§ What to do
Output all the data exactly. Pictures do not belong in the copy.
[start Collected data]
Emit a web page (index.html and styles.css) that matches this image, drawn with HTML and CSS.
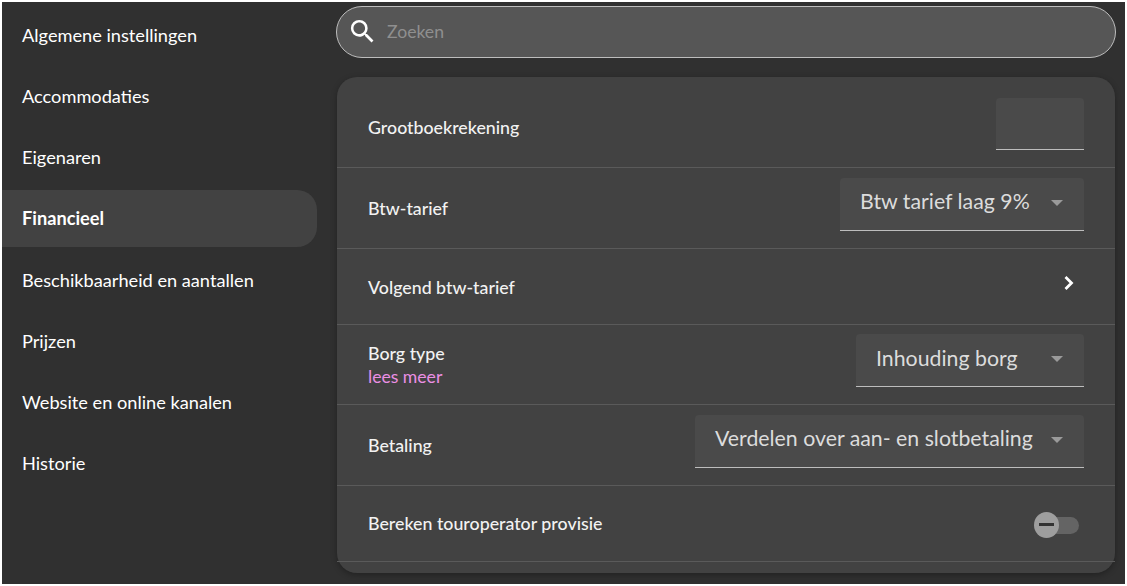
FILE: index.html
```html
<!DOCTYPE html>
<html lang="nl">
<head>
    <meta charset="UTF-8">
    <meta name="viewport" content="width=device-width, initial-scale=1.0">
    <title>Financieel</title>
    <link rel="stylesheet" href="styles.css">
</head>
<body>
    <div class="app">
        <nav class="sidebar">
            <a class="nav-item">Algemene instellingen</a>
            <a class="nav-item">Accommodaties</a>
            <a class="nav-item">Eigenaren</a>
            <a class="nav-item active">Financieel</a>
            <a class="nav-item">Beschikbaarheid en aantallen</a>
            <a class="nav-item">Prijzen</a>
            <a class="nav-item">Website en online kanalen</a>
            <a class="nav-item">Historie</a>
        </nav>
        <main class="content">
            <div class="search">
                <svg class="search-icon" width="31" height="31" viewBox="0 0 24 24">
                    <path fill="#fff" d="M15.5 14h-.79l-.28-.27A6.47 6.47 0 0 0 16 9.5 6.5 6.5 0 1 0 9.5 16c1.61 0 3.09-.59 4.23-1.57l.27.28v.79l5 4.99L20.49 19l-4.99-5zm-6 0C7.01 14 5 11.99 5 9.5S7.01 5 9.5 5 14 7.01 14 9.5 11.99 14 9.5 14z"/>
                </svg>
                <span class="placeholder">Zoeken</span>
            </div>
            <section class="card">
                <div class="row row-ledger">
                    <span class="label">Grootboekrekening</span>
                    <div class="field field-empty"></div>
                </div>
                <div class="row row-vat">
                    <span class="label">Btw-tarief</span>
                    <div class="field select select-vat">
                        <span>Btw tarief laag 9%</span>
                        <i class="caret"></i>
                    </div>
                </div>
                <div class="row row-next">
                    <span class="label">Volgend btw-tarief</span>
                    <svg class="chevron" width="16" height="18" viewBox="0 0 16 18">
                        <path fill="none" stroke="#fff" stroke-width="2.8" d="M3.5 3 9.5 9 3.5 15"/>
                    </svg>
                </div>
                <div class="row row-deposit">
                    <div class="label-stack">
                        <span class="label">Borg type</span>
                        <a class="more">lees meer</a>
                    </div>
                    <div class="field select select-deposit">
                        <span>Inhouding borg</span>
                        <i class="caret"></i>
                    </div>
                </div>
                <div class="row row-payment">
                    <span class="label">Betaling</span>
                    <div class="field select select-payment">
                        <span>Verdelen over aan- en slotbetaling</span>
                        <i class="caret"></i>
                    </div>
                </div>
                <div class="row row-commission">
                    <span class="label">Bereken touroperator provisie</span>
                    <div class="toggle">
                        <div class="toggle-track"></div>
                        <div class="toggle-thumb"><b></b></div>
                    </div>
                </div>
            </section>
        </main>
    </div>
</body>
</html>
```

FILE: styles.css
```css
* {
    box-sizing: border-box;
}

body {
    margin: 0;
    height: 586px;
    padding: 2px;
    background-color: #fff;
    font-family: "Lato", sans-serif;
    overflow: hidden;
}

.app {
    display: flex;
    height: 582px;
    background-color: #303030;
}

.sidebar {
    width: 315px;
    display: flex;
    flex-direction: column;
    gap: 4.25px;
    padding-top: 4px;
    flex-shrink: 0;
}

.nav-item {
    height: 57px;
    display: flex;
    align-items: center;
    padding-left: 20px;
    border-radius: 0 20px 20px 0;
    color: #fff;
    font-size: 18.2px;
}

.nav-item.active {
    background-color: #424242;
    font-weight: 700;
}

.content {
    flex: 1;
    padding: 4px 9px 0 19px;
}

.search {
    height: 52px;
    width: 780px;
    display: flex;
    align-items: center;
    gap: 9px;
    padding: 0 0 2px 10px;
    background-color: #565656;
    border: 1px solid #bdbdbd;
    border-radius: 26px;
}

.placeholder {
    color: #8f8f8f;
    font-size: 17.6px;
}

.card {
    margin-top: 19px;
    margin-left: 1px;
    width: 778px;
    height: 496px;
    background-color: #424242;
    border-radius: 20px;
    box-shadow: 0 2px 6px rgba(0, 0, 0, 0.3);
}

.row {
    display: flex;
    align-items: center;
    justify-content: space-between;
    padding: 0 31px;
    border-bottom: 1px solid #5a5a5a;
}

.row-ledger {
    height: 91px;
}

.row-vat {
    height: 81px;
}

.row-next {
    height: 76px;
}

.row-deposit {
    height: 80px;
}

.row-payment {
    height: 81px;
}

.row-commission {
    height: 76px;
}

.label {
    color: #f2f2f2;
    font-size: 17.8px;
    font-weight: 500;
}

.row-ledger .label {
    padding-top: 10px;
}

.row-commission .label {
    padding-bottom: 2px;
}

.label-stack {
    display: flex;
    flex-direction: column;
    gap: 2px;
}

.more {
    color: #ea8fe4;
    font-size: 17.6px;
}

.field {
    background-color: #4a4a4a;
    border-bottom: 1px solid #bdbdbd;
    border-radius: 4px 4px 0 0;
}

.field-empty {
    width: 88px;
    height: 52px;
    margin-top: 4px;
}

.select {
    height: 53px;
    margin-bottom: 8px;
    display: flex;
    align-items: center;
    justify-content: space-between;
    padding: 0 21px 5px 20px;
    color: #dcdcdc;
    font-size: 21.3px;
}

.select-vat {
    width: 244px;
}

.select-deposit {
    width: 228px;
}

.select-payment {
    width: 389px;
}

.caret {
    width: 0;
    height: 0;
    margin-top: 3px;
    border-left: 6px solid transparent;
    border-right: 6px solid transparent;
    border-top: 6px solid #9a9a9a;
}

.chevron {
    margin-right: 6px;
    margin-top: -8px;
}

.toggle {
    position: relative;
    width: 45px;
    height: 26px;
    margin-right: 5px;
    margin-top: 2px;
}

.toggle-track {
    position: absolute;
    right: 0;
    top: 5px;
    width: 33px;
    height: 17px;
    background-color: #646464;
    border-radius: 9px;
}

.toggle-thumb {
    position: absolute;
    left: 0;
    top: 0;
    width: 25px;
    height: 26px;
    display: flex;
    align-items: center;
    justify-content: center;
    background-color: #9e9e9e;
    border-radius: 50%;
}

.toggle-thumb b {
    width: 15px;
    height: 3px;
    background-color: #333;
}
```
[end Collected data]
§ Finished task
Emit a web page (index.html and styles.css) that matches this image, drawn with HTML and CSS.
FILE: index.html
```html
<!DOCTYPE html>
<html lang="nl">
<head>
    <meta charset="UTF-8">
    <meta name="viewport" content="width=device-width, initial-scale=1.0">
    <title>Financieel</title>
    <link rel="stylesheet" href="styles.css">
</head>
<body>
    <div class="app">
        <nav class="sidebar">
            <a class="nav-item">Algemene instellingen</a>
            <a class="nav-item">Accommodaties</a>
            <a class="nav-item">Eigenaren</a>
            <a class="nav-item active">Financieel</a>
            <a class="nav-item">Beschikbaarheid en aantallen</a>
            <a class="nav-item">Prijzen</a>
            <a class="nav-item">Website en online kanalen</a>
            <a class="nav-item">Historie</a>
        </nav>
        <main class="content">
            <div class="search">
                <svg class="search-icon" width="31" height="31" viewBox="0 0 24 24">
                    <path fill="#fff" d="M15.5 14h-.79l-.28-.27A6.47 6.47 0 0 0 16 9.5 6.5 6.5 0 1 0 9.5 16c1.61 0 3.09-.59 4.23-1.57l.27.28v.79l5 4.99L20.49 19l-4.99-5zm-6 0C7.01 14 5 11.99 5 9.5S7.01 5 9.5 5 14 7.01 14 9.5 11.99 14 9.5 14z"/>
                </svg>
                <span class="placeholder">Zoeken</span>
            </div>
            <section class="card">
                <div class="row row-ledger">
                    <span class="label">Grootboekrekening</span>
                    <div class="field field-empty"></div>
                </div>
                <div class="row row-vat">
                    <span class="label">Btw-tarief</span>
                    <div class="field select select-vat">
                        <span>Btw tarief laag 9%</span>
                        <i class="caret"></i>
                    </div>
                </div>
                <div class="row row-next">
                    <span class="label">Volgend btw-tarief</span>
                    <svg class="chevron" width="16" height="18" viewBox="0 0 16 18">
                        <path fill="none" stroke="#fff" stroke-width="2.8" d="M3.5 3 9.5 9 3.5 15"/>
                    </svg>
                </div>
                <div class="row row-deposit">
                    <div class="label-stack">
                        <span class="label">Borg type</span>
                        <a class="more">lees meer</a>
                    </div>
                    <div class="field select select-deposit">
                        <span>Inhouding borg</span>
                        <i class="caret"></i>
                    </div>
                </div>
                <div class="row row-payment">
                    <span class="label">Betaling</span>
                    <div class="field select select-payment">
                        <span>Verdelen over aan- en slotbetaling</span>
                        <i class="caret"></i>
                    </div>
                </div>
                <div class="row row-commission">
                    <span class="label">Bereken touroperator provisie</span>
                    <div class="toggle">
                        <div class="toggle-track"></div>
                        <div class="toggle-thumb"><b></b></div>
                    </div>
                </div>
            </section>
        </main>
    </div>
</body>
</html>
```

FILE: styles.css
```css
* {
    box-sizing: border-box;
}

body {
    margin: 0;
    height: 586px;
    padding: 2px;
    background-color: #fff;
    font-family: "Lato", sans-serif;
    overflow: hidden;
}

.app {
    display: flex;
    height: 582px;
    background-color: #303030;
}

.sidebar {
    width: 315px;
    display: flex;
    flex-direction: column;
    gap: 4.25px;
    padding-top: 4px;
    flex-shrink: 0;
}

.nav-item {
    height: 57px;
    display: flex;
    align-items: center;
    padding-left: 20px;
    border-radius: 0 20px 20px 0;
    color: #fff;
    font-size: 18.2px;
}

.nav-item.active {
    background-color: #424242;
    font-weight: 700;
}

.content {
    flex: 1;
    padding: 4px 9px 0 19px;
}

.search {
    height: 52px;
    width: 780px;
    display: flex;
    align-items: center;
    gap: 9px;
    padding: 0 0 2px 10px;
    background-color: #565656;
    border: 1px solid #bdbdbd;
    border-radius: 26px;
}

.placeholder {
    color: #8f8f8f;
    font-size: 17.6px;
}

.card {
    margin-top: 19px;
    margin-left: 1px;
    width: 778px;
    height: 496px;
    background-color: #424242;
    border-radius: 20px;
    box-shadow: 0 2px 6px rgba(0, 0, 0, 0.3);
}

.row {
    display: flex;
    align-items: center;
    justify-content: space-between;
    padding: 0 31px;
    border-bottom: 1px solid #5a5a5a;
}

.row-ledger {
    height: 91px;
}

.row-vat {
    height: 81px;
}

.row-next {
    height: 76px;
}

.row-deposit {
    height: 80px;
}

.row-payment {
    height: 81px;
}

.row-commission {
    height: 76px;
}

.label {
    color: #f2f2f2;
    font-size: 17.8px;
    font-weight: 500;
}

.row-ledger .label {
    padding-top: 10px;
}

.row-commission .label {
    padding-bottom: 2px;
}

.label-stack {
    display: flex;
    flex-direction: column;
    gap: 2px;
}

.more {
    color: #ea8fe4;
    font-size: 17.6px;
}

.field {
    background-color: #4a4a4a;
    border-bottom: 1px solid #bdbdbd;
    border-radius: 4px 4px 0 0;
}

.field-empty {
    width: 88px;
    height: 52px;
    margin-top: 4px;
}

.select {
    height: 53px;
    margin-bottom: 8px;
    display: flex;
    align-items: center;
    justify-content: space-between;
    padding: 0 21px 5px 20px;
    color: #dcdcdc;
    font-size: 21.3px;
}

.select-vat {
    width: 244px;
}

.select-deposit {
    width: 228px;
}

.select-payment {
    width: 389px;
}

.caret {
    width: 0;
    height: 0;
    margin-top: 3px;
    border-left: 6px solid transparent;
    border-right: 6px solid transparent;
    border-top: 6px solid #9a9a9a;
}

.chevron {
    margin-right: 6px;
    margin-top: -8px;
}

.toggle {
    position: relative;
    width: 45px;
    height: 26px;
    margin-right: 5px;
    margin-top: 2px;
}

.toggle-track {
    position: absolute;
    right: 0;
    top: 5px;
    width: 33px;
    height: 17px;
    background-color: #646464;
    border-radius: 9px;
}

.toggle-thumb {
    position: absolute;
    left: 0;
    top: 0;
    width: 25px;
    height: 26px;
    display: flex;
    align-items: center;
    justify-content: center;
    background-color: #9e9e9e;
    border-radius: 50%;
}

.toggle-thumb b {
    width: 15px;
    height: 3px;
    background-color: #333;
}
```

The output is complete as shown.